— Exercise aim —
Exclude the pictures and reproduce the remaining data exactly as written.

— Material provided —
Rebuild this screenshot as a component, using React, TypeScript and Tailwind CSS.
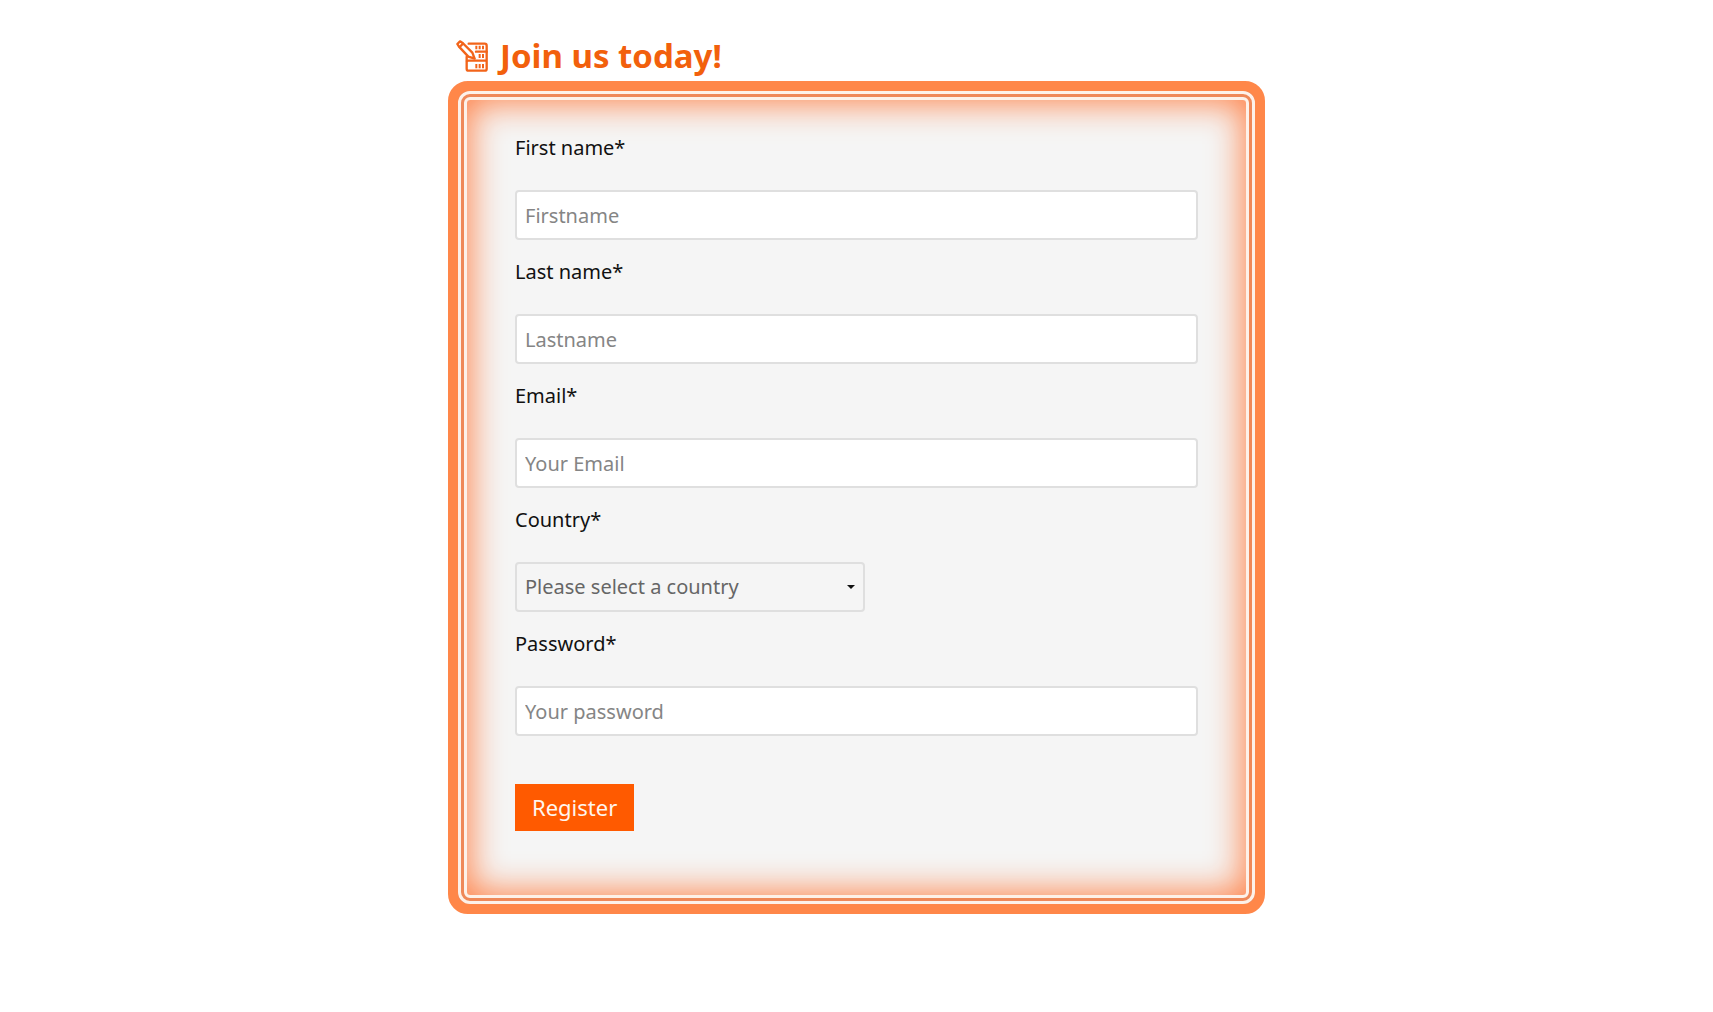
import React from "react";

const controlClass =
  "block h-[50px] rounded-[4px] border-2 border-[#dfdfdf] px-2 text-xl text-[#666666] outline-none placeholder:text-[#858585] focus:border-[#ff7f50]";

function SignUpIcon() {
  return (
    <svg
      viewBox="0 0 96 96"
      className="size-8 shrink-0"
      fill="none"
      stroke="#f2641a"
      strokeWidth="7"
      strokeLinecap="round"
      strokeLinejoin="round"
      aria-hidden="true"
    >
      <path d="M38 11H86a6 6 0 0 1 6 6V86a6 6 0 0 1-6 6H38a6 6 0 0 1-6-6V67a5 5 0 0 1 5-5H92" />
      <path d="M60 35H92M32 62V50" />
      <path d="M4 12 12 4 20 9 49 38 56 56 37 50 9 20Z" />
      <path d="M11 21 21 11" />
      <path
        strokeLinecap="butt"
        strokeWidth="6"
        d="M61 17V28M71 17V28M81 17V28M71 42V54M81 42V54M61 72V85M71 72V85M81 72V85"
      />
    </svg>
  );
}

interface TextFieldProps {
  id: string;
  label: string;
  placeholder: string;
  type?: string;
}

function TextField({ id, label, placeholder, type = "text" }: TextFieldProps) {
  return (
    <div className="flex flex-col gap-[27px]">
      <label htmlFor={id} className="text-xl leading-[30px] text-[#111111]">
        {label}
      </label>
      <input
        id={id}
        name={id}
        type={type}
        placeholder={placeholder}
        className={`${controlClass} w-full bg-white`}
      />
    </div>
  );
}

function CountryField() {
  return (
    <div className="flex flex-col gap-[27px]">
      <label htmlFor="country" className="text-xl leading-[30px] text-[#111111]">
        Country*
      </label>
      <div className="relative w-full max-w-[350px]">
        <select
          id="country"
          name="country"
          defaultValue=""
          className={`${controlClass} w-full appearance-none bg-[#f5f5f5]`}
        >
          <option value="">Please select a country</option>
        </select>
        <svg
          viewBox="0 0 8 4"
          className="pointer-events-none absolute top-[23px] right-[10px] h-1 w-2"
          aria-hidden="true"
        >
          <path d="M0 0H8L4 4Z" fill="#111111" />
        </svg>
      </div>
    </div>
  );
}

export default function App() {
  return (
    <main className="min-h-screen bg-white px-4 pt-8 pb-12 font-['Noto_Sans',sans-serif]">
      <div className="mx-auto w-full max-w-[817px]">
        <header className="flex h-[49px] items-center gap-3 px-2 pb-0.5">
          <SignUpIcon />
          <h1 className="text-[33px] leading-10 font-bold text-[#f2600c]">Join us today!</h1>
        </header>
        <div className="rounded-[20px] border-10 border-[#ff8749] bg-[#ef8858]">
          <form
            className="flex flex-col gap-[17px] rounded-[12px] border-9 border-double border-[#fdf1e9] bg-[#f5f5f5] bg-clip-padding px-12 pt-[33px] pb-16 shadow-[inset_0_0_34px_3px_#ff8248]"
            onSubmit={(event: React.FormEvent) => event.preventDefault()}
          >
            <TextField id="firstname" label="First name*" placeholder="Firstname" />
            <TextField id="lastname" label="Last name*" placeholder="Lastname" />
            <TextField id="email" label="Email*" placeholder="Your Email" type="email" />
            <CountryField />
            <TextField
              id="password"
              label="Password*"
              placeholder="Your password"
              type="password"
            />
            <button
              type="submit"
              className="mt-[31px] h-[47px] self-start bg-[#ff5a00] px-[17px] text-[22px] text-[#fff5ee]"
            >
              Register
            </button>
          </form>
        </div>
      </div>
    </main>
  );
}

— Final answer —
Rebuild this screenshot as a component, using React, TypeScript and Tailwind CSS.
import React from "react";

const controlClass =
  "block h-[50px] rounded-[4px] border-2 border-[#dfdfdf] px-2 text-xl text-[#666666] outline-none placeholder:text-[#858585] focus:border-[#ff7f50]";

function SignUpIcon() {
  return (
    <svg
      viewBox="0 0 96 96"
      className="size-8 shrink-0"
      fill="none"
      stroke="#f2641a"
      strokeWidth="7"
      strokeLinecap="round"
      strokeLinejoin="round"
      aria-hidden="true"
    >
      <path d="M38 11H86a6 6 0 0 1 6 6V86a6 6 0 0 1-6 6H38a6 6 0 0 1-6-6V67a5 5 0 0 1 5-5H92" />
      <path d="M60 35H92M32 62V50" />
      <path d="M4 12 12 4 20 9 49 38 56 56 37 50 9 20Z" />
      <path d="M11 21 21 11" />
      <path
        strokeLinecap="butt"
        strokeWidth="6"
        d="M61 17V28M71 17V28M81 17V28M71 42V54M81 42V54M61 72V85M71 72V85M81 72V85"
      />
    </svg>
  );
}

interface TextFieldProps {
  id: string;
  label: string;
  placeholder: string;
  type?: string;
}

function TextField({ id, label, placeholder, type = "text" }: TextFieldProps) {
  return (
    <div className="flex flex-col gap-[27px]">
      <label htmlFor={id} className="text-xl leading-[30px] text-[#111111]">
        {label}
      </label>
      <input
        id={id}
        name={id}
        type={type}
        placeholder={placeholder}
        className={`${controlClass} w-full bg-white`}
      />
    </div>
  );
}

function CountryField() {
  return (
    <div className="flex flex-col gap-[27px]">
      <label htmlFor="country" className="text-xl leading-[30px] text-[#111111]">
        Country*
      </label>
      <div className="relative w-full max-w-[350px]">
        <select
          id="country"
          name="country"
          defaultValue=""
          className={`${controlClass} w-full appearance-none bg-[#f5f5f5]`}
        >
          <option value="">Please select a country</option>
        </select>
        <svg
          viewBox="0 0 8 4"
          className="pointer-events-none absolute top-[23px] right-[10px] h-1 w-2"
          aria-hidden="true"
        >
          <path d="M0 0H8L4 4Z" fill="#111111" />
        </svg>
      </div>
    </div>
  );
}

export default function App() {
  return (
    <main className="min-h-screen bg-white px-4 pt-8 pb-12 font-['Noto_Sans',sans-serif]">
      <div className="mx-auto w-full max-w-[817px]">
        <header className="flex h-[49px] items-center gap-3 px-2 pb-0.5">
          <SignUpIcon />
          <h1 className="text-[33px] leading-10 font-bold text-[#f2600c]">Join us today!</h1>
        </header>
        <div className="rounded-[20px] border-10 border-[#ff8749] bg-[#ef8858]">
          <form
            className="flex flex-col gap-[17px] rounded-[12px] border-9 border-double border-[#fdf1e9] bg-[#f5f5f5] bg-clip-padding px-12 pt-[33px] pb-16 shadow-[inset_0_0_34px_3px_#ff8248]"
            onSubmit={(event: React.FormEvent) => event.preventDefault()}
          >
            <TextField id="firstname" label="First name*" placeholder="Firstname" />
            <TextField id="lastname" label="Last name*" placeholder="Lastname" />
            <TextField id="email" label="Email*" placeholder="Your Email" type="email" />
            <CountryField />
            <TextField
              id="password"
              label="Password*"
              placeholder="Your password"
              type="password"
            />
            <button
              type="submit"
              className="mt-[31px] h-[47px] self-start bg-[#ff5a00] px-[17px] text-[22px] text-[#fff5ee]"
            >
              Register
            </button>
          </form>
        </div>
      </div>
    </main>
  );
}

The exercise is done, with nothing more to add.